▸ **Your objective**
Transcribe the data in full and exactly, omitting any pictures.

▸ **Dataset excerpt**
'''
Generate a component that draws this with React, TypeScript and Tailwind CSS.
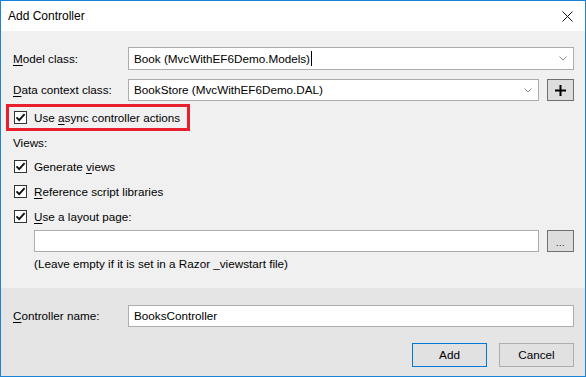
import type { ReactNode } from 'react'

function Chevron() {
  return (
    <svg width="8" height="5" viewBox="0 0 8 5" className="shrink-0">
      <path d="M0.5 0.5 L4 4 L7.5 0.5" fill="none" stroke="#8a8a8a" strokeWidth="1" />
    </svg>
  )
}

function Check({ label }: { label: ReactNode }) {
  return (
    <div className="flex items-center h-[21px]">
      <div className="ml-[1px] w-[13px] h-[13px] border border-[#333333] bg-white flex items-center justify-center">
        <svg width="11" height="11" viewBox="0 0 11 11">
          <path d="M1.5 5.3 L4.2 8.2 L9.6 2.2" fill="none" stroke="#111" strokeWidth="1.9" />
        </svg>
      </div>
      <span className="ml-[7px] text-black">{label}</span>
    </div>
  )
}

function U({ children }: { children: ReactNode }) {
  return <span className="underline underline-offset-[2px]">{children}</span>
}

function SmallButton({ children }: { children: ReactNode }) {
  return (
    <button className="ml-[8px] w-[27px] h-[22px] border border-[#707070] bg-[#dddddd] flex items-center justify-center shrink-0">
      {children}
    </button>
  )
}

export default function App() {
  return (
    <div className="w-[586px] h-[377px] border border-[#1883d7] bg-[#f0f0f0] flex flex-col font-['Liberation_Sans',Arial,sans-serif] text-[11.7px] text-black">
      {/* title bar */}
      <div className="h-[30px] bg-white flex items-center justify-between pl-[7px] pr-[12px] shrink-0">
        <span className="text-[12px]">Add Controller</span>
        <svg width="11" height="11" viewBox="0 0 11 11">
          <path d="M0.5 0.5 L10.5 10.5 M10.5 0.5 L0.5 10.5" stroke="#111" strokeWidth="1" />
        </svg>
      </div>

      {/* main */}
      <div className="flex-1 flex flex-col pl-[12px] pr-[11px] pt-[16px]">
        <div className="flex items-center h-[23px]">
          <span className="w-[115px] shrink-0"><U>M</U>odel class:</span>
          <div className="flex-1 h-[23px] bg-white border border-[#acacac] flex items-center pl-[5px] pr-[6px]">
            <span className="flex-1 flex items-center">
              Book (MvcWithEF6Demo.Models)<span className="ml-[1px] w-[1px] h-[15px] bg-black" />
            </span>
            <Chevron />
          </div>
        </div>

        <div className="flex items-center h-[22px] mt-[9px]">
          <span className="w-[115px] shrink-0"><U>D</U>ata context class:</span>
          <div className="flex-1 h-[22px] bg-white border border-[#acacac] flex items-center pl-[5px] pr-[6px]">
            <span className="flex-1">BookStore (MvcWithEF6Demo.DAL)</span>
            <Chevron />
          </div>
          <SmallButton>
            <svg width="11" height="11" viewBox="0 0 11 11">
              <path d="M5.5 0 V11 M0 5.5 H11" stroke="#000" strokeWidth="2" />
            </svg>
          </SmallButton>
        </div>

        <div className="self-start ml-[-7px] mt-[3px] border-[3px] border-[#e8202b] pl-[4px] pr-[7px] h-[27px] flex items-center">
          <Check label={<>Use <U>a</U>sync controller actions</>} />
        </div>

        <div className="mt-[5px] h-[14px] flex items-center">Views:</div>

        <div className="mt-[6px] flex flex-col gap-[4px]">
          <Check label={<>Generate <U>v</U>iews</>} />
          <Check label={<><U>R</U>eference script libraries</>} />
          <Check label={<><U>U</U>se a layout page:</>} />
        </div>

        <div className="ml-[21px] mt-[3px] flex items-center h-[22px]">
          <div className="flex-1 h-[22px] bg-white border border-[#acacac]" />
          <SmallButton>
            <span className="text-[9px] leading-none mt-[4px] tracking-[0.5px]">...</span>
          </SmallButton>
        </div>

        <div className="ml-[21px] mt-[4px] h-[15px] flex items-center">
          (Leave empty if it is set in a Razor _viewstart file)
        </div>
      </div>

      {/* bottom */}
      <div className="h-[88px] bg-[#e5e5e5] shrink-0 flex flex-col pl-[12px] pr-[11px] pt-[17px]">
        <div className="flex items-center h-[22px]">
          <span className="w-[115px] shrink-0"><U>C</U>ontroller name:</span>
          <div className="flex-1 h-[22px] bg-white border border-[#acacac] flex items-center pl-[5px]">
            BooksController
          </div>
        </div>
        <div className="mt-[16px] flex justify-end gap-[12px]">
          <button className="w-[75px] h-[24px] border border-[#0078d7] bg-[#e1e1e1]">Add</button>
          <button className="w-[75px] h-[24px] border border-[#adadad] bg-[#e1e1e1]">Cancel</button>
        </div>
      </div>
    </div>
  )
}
'''
▸ **Output for this exercise**
Generate a component that draws this with React, TypeScript and Tailwind CSS.
import type { ReactNode } from 'react'

function Chevron() {
  return (
    <svg width="8" height="5" viewBox="0 0 8 5" className="shrink-0">
      <path d="M0.5 0.5 L4 4 L7.5 0.5" fill="none" stroke="#8a8a8a" strokeWidth="1" />
    </svg>
  )
}

function Check({ label }: { label: ReactNode }) {
  return (
    <div className="flex items-center h-[21px]">
      <div className="ml-[1px] w-[13px] h-[13px] border border-[#333333] bg-white flex items-center justify-center">
        <svg width="11" height="11" viewBox="0 0 11 11">
          <path d="M1.5 5.3 L4.2 8.2 L9.6 2.2" fill="none" stroke="#111" strokeWidth="1.9" />
        </svg>
      </div>
      <span className="ml-[7px] text-black">{label}</span>
    </div>
  )
}

function U({ children }: { children: ReactNode }) {
  return <span className="underline underline-offset-[2px]">{children}</span>
}

function SmallButton({ children }: { children: ReactNode }) {
  return (
    <button className="ml-[8px] w-[27px] h-[22px] border border-[#707070] bg-[#dddddd] flex items-center justify-center shrink-0">
      {children}
    </button>
  )
}

export default function App() {
  return (
    <div className="w-[586px] h-[377px] border border-[#1883d7] bg-[#f0f0f0] flex flex-col font-['Liberation_Sans',Arial,sans-serif] text-[11.7px] text-black">
      {/* title bar */}
      <div className="h-[30px] bg-white flex items-center justify-between pl-[7px] pr-[12px] shrink-0">
        <span className="text-[12px]">Add Controller</span>
        <svg width="11" height="11" viewBox="0 0 11 11">
          <path d="M0.5 0.5 L10.5 10.5 M10.5 0.5 L0.5 10.5" stroke="#111" strokeWidth="1" />
        </svg>
      </div>

      {/* main */}
      <div className="flex-1 flex flex-col pl-[12px] pr-[11px] pt-[16px]">
        <div className="flex items-center h-[23px]">
          <span className="w-[115px] shrink-0"><U>M</U>odel class:</span>
          <div className="flex-1 h-[23px] bg-white border border-[#acacac] flex items-center pl-[5px] pr-[6px]">
            <span className="flex-1 flex items-center">
              Book (MvcWithEF6Demo.Models)<span className="ml-[1px] w-[1px] h-[15px] bg-black" />
            </span>
            <Chevron />
          </div>
        </div>

        <div className="flex items-center h-[22px] mt-[9px]">
          <span className="w-[115px] shrink-0"><U>D</U>ata context class:</span>
          <div className="flex-1 h-[22px] bg-white border border-[#acacac] flex items-center pl-[5px] pr-[6px]">
            <span className="flex-1">BookStore (MvcWithEF6Demo.DAL)</span>
            <Chevron />
          </div>
          <SmallButton>
            <svg width="11" height="11" viewBox="0 0 11 11">
              <path d="M5.5 0 V11 M0 5.5 H11" stroke="#000" strokeWidth="2" />
            </svg>
          </SmallButton>
        </div>

        <div className="self-start ml-[-7px] mt-[3px] border-[3px] border-[#e8202b] pl-[4px] pr-[7px] h-[27px] flex items-center">
          <Check label={<>Use <U>a</U>sync controller actions</>} />
        </div>

        <div className="mt-[5px] h-[14px] flex items-center">Views:</div>

        <div className="mt-[6px] flex flex-col gap-[4px]">
          <Check label={<>Generate <U>v</U>iews</>} />
          <Check label={<><U>R</U>eference script libraries</>} />
          <Check label={<><U>U</U>se a layout page:</>} />
        </div>

        <div className="ml-[21px] mt-[3px] flex items-center h-[22px]">
          <div className="flex-1 h-[22px] bg-white border border-[#acacac]" />
          <SmallButton>
            <span className="text-[9px] leading-none mt-[4px] tracking-[0.5px]">...</span>
          </SmallButton>
        </div>

        <div className="ml-[21px] mt-[4px] h-[15px] flex items-center">
          (Leave empty if it is set in a Razor _viewstart file)
        </div>
      </div>

      {/* bottom */}
      <div className="h-[88px] bg-[#e5e5e5] shrink-0 flex flex-col pl-[12px] pr-[11px] pt-[17px]">
        <div className="flex items-center h-[22px]">
          <span className="w-[115px] shrink-0"><U>C</U>ontroller name:</span>
          <div className="flex-1 h-[22px] bg-white border border-[#acacac] flex items-center pl-[5px]">
            BooksController
          </div>
        </div>
        <div className="mt-[16px] flex justify-end gap-[12px]">
          <button className="w-[75px] h-[24px] border border-[#0078d7] bg-[#e1e1e1]">Add</button>
          <button className="w-[75px] h-[24px] border border-[#adadad] bg-[#e1e1e1]">Cancel</button>
        </div>
      </div>
    </div>
  )
}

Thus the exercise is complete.